## The task
Each line below should be retyped exactly, with no pictures.

## Data excerpt
►
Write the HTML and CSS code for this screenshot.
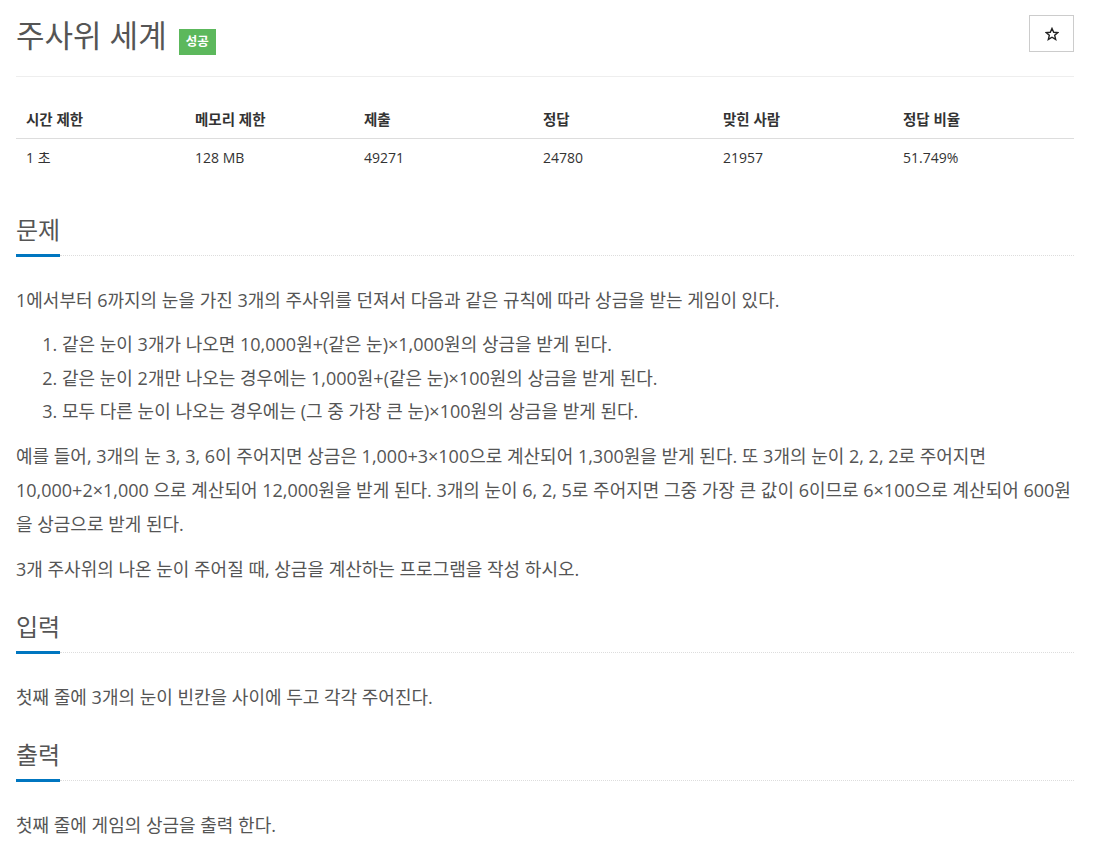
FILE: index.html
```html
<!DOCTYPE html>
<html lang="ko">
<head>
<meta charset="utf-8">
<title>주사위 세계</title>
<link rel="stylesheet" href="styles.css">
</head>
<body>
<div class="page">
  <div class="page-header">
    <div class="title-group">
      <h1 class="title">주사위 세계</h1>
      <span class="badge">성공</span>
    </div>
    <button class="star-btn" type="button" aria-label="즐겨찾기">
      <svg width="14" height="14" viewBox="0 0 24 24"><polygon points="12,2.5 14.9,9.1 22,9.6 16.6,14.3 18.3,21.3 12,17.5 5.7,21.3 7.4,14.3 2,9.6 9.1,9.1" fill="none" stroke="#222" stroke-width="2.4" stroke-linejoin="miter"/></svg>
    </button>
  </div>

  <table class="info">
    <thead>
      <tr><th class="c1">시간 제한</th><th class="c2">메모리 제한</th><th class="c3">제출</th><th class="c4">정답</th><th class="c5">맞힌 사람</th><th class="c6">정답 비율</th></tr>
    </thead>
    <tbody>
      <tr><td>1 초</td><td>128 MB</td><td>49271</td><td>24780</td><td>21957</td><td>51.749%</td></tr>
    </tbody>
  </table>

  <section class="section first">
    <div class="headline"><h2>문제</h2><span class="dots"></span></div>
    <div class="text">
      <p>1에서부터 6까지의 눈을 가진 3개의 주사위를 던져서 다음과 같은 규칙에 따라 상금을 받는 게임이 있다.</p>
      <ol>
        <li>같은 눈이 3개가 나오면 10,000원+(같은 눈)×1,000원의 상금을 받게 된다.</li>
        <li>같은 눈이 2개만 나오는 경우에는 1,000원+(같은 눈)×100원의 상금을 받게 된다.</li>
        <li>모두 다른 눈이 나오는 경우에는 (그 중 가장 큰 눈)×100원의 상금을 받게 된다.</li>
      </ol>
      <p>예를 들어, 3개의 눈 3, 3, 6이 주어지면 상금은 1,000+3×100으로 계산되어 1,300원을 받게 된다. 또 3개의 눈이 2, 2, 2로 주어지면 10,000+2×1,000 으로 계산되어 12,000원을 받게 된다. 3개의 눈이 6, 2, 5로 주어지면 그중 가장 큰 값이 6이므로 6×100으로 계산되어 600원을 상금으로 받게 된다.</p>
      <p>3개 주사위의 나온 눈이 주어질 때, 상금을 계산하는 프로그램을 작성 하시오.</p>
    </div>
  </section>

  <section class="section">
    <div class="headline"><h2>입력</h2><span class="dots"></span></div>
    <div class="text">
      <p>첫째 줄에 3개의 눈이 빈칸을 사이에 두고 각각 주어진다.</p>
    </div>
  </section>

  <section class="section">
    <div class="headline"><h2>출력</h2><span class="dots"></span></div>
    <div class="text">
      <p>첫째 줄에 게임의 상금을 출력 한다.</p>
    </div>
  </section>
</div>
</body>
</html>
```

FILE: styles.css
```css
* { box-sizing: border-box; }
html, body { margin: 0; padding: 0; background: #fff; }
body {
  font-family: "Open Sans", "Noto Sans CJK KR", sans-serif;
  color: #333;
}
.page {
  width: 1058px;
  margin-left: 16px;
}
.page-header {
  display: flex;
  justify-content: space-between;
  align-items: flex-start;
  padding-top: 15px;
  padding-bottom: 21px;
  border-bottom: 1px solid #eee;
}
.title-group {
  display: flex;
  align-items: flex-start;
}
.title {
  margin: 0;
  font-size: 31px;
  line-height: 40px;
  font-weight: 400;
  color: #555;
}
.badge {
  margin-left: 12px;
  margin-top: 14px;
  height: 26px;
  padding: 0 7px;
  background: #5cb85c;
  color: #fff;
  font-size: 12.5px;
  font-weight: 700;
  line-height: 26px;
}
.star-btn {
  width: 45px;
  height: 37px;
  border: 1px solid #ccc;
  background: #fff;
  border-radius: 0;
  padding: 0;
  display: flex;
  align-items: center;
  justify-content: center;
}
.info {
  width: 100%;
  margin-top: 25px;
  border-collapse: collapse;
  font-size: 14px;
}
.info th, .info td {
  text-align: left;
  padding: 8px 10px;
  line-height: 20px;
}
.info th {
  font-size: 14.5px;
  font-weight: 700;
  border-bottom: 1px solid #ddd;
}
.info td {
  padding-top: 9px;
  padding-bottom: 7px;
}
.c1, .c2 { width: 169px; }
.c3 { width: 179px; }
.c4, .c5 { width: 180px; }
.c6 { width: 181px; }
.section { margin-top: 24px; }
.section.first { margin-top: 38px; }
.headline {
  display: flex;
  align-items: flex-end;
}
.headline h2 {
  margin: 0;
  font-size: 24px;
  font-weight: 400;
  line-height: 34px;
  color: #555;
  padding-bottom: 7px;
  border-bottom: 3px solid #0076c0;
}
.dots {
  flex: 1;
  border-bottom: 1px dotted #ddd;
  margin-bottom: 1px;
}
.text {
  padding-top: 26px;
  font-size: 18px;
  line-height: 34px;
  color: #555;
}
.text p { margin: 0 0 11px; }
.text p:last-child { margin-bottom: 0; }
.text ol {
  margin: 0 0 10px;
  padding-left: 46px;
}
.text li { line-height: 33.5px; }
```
◄
## Solution
Write the HTML and CSS code for this screenshot.
FILE: index.html
```html
<!DOCTYPE html>
<html lang="ko">
<head>
<meta charset="utf-8">
<title>주사위 세계</title>
<link rel="stylesheet" href="styles.css">
</head>
<body>
<div class="page">
  <div class="page-header">
    <div class="title-group">
      <h1 class="title">주사위 세계</h1>
      <span class="badge">성공</span>
    </div>
    <button class="star-btn" type="button" aria-label="즐겨찾기">
      <svg width="14" height="14" viewBox="0 0 24 24"><polygon points="12,2.5 14.9,9.1 22,9.6 16.6,14.3 18.3,21.3 12,17.5 5.7,21.3 7.4,14.3 2,9.6 9.1,9.1" fill="none" stroke="#222" stroke-width="2.4" stroke-linejoin="miter"/></svg>
    </button>
  </div>

  <table class="info">
    <thead>
      <tr><th class="c1">시간 제한</th><th class="c2">메모리 제한</th><th class="c3">제출</th><th class="c4">정답</th><th class="c5">맞힌 사람</th><th class="c6">정답 비율</th></tr>
    </thead>
    <tbody>
      <tr><td>1 초</td><td>128 MB</td><td>49271</td><td>24780</td><td>21957</td><td>51.749%</td></tr>
    </tbody>
  </table>

  <section class="section first">
    <div class="headline"><h2>문제</h2><span class="dots"></span></div>
    <div class="text">
      <p>1에서부터 6까지의 눈을 가진 3개의 주사위를 던져서 다음과 같은 규칙에 따라 상금을 받는 게임이 있다.</p>
      <ol>
        <li>같은 눈이 3개가 나오면 10,000원+(같은 눈)×1,000원의 상금을 받게 된다.</li>
        <li>같은 눈이 2개만 나오는 경우에는 1,000원+(같은 눈)×100원의 상금을 받게 된다.</li>
        <li>모두 다른 눈이 나오는 경우에는 (그 중 가장 큰 눈)×100원의 상금을 받게 된다.</li>
      </ol>
      <p>예를 들어, 3개의 눈 3, 3, 6이 주어지면 상금은 1,000+3×100으로 계산되어 1,300원을 받게 된다. 또 3개의 눈이 2, 2, 2로 주어지면 10,000+2×1,000 으로 계산되어 12,000원을 받게 된다. 3개의 눈이 6, 2, 5로 주어지면 그중 가장 큰 값이 6이므로 6×100으로 계산되어 600원을 상금으로 받게 된다.</p>
      <p>3개 주사위의 나온 눈이 주어질 때, 상금을 계산하는 프로그램을 작성 하시오.</p>
    </div>
  </section>

  <section class="section">
    <div class="headline"><h2>입력</h2><span class="dots"></span></div>
    <div class="text">
      <p>첫째 줄에 3개의 눈이 빈칸을 사이에 두고 각각 주어진다.</p>
    </div>
  </section>

  <section class="section">
    <div class="headline"><h2>출력</h2><span class="dots"></span></div>
    <div class="text">
      <p>첫째 줄에 게임의 상금을 출력 한다.</p>
    </div>
  </section>
</div>
</body>
</html>
```

FILE: styles.css
```css
* { box-sizing: border-box; }
html, body { margin: 0; padding: 0; background: #fff; }
body {
  font-family: "Open Sans", "Noto Sans CJK KR", sans-serif;
  color: #333;
}
.page {
  width: 1058px;
  margin-left: 16px;
}
.page-header {
  display: flex;
  justify-content: space-between;
  align-items: flex-start;
  padding-top: 15px;
  padding-bottom: 21px;
  border-bottom: 1px solid #eee;
}
.title-group {
  display: flex;
  align-items: flex-start;
}
.title {
  margin: 0;
  font-size: 31px;
  line-height: 40px;
  font-weight: 400;
  color: #555;
}
.badge {
  margin-left: 12px;
  margin-top: 14px;
  height: 26px;
  padding: 0 7px;
  background: #5cb85c;
  color: #fff;
  font-size: 12.5px;
  font-weight: 700;
  line-height: 26px;
}
.star-btn {
  width: 45px;
  height: 37px;
  border: 1px solid #ccc;
  background: #fff;
  border-radius: 0;
  padding: 0;
  display: flex;
  align-items: center;
  justify-content: center;
}
.info {
  width: 100%;
  margin-top: 25px;
  border-collapse: collapse;
  font-size: 14px;
}
.info th, .info td {
  text-align: left;
  padding: 8px 10px;
  line-height: 20px;
}
.info th {
  font-size: 14.5px;
  font-weight: 700;
  border-bottom: 1px solid #ddd;
}
.info td {
  padding-top: 9px;
  padding-bottom: 7px;
}
.c1, .c2 { width: 169px; }
.c3 { width: 179px; }
.c4, .c5 { width: 180px; }
.c6 { width: 181px; }
.section { margin-top: 24px; }
.section.first { margin-top: 38px; }
.headline {
  display: flex;
  align-items: flex-end;
}
.headline h2 {
  margin: 0;
  font-size: 24px;
  font-weight: 400;
  line-height: 34px;
  color: #555;
  padding-bottom: 7px;
  border-bottom: 3px solid #0076c0;
}
.dots {
  flex: 1;
  border-bottom: 1px dotted #ddd;
  margin-bottom: 1px;
}
.text {
  padding-top: 26px;
  font-size: 18px;
  line-height: 34px;
  color: #555;
}
.text p { margin: 0 0 11px; }
.text p:last-child { margin-bottom: 0; }
.text ol {
  margin: 0 0 10px;
  padding-left: 46px;
}
.text li { line-height: 33.5px; }
```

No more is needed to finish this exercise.